Job: Note how many lines hold the string "index" and give that number without any other words.

Provided material:
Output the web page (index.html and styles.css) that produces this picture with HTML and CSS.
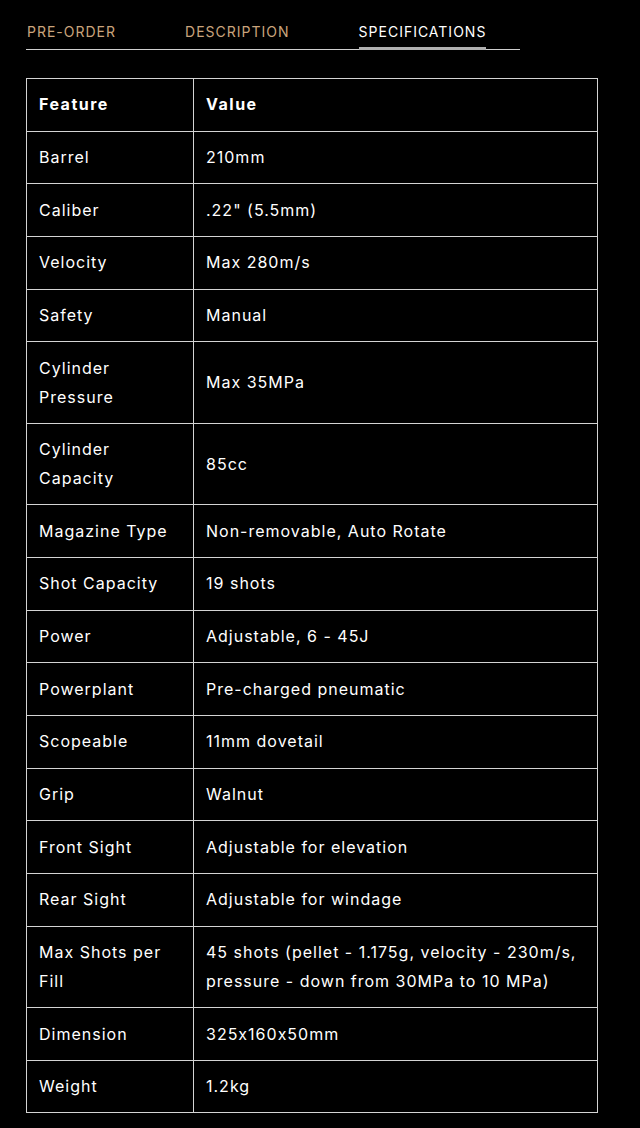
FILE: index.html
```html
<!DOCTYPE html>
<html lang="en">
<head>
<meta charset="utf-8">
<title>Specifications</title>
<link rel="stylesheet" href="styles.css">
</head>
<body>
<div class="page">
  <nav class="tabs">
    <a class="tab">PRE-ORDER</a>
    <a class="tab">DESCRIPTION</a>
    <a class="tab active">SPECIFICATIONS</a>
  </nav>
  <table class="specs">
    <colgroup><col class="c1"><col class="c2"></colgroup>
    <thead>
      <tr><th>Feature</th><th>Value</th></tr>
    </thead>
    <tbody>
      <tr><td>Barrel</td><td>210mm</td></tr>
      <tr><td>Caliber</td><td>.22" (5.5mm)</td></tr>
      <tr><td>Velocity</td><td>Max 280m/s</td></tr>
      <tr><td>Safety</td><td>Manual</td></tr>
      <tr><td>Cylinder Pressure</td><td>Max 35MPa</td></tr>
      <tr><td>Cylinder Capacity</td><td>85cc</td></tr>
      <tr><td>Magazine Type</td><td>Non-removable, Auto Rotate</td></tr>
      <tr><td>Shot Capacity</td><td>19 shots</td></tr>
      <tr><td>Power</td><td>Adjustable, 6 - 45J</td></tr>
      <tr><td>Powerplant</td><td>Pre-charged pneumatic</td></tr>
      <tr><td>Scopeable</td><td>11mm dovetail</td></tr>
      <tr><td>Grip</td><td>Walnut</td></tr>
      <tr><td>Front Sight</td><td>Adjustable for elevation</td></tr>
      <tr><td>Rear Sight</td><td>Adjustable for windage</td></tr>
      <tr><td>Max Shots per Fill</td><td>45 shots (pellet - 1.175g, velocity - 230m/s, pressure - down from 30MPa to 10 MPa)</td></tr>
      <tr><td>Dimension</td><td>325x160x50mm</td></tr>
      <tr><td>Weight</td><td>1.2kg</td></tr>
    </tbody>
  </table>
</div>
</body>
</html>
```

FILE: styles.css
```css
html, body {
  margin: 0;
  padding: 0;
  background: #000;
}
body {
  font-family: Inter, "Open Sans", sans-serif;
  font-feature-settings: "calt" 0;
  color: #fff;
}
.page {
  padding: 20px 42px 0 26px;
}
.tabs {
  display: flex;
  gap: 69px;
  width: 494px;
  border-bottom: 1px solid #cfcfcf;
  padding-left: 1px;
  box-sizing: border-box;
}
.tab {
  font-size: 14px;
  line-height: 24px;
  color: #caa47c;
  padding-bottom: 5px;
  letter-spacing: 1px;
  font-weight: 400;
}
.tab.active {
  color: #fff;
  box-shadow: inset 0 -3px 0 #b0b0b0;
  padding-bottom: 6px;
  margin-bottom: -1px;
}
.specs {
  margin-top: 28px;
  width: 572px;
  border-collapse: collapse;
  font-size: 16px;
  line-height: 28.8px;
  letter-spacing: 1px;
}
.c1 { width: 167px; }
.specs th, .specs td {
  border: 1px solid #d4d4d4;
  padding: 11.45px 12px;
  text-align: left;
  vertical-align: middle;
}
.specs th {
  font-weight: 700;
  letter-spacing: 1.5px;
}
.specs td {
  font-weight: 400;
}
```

Reply to the exercise: 2